A better strategy may be to donate $100,000 worth of stock directly to a charitable organization. There would be no capital gains tax liability or NIIT impact for you because you gifted the stock instead of selling it. In addition, you could claim a tax deduction (within allowable limits) matching the fair market value of the stock. In this example, making a $100,000 donation only requires you to reduce your holdings by that same amount, not a larger amount to cover taxes, as would be the case with a cash donation made from liquidating securities.
You keep more in your investment portfolio while still meeting your intended gifting target.
What to consider when gifting appreciated closely-held securities
- Gifting stock can help you diversify your portfolio more effectively if it’s highly concentrated in an individual stock.

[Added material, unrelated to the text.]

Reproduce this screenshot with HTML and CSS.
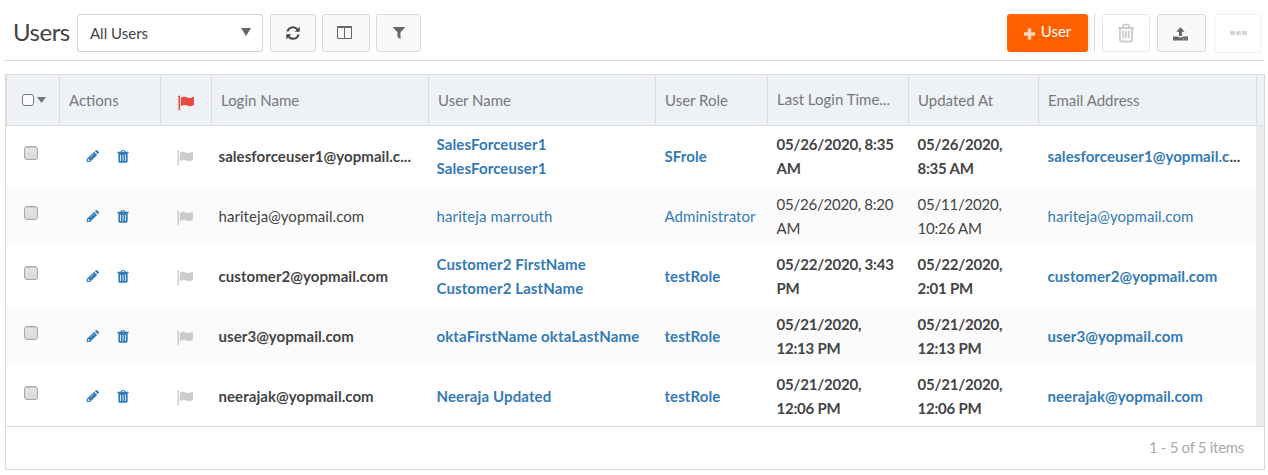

- You can further diversify your portfolio by selling additional shares of the concentrated stock position. Realized capital gains can be at least partially offset by the itemized deductible value of the shares donated to charity.
- If the stock you choose to donate has been held for less than 12 months, the amount of the tax deduction will be equal to either the cost basis of the stock or the current fair market value, whichever is less.
- A similar gifting strategy can be applied to property you own (real estate, business interests) that could result in a capital gains tax liability if you sold the property.
- If you have a donor-advised fund, you also have the option of moving stock into the fund to capture the current tax deduction.
Note that to claim a deduction in the current tax year, the transfer of stock to a qualified charitable organization must occur by December 31. Be sure to plan ahead and start the process early in order to claim the potential tax deduction this year.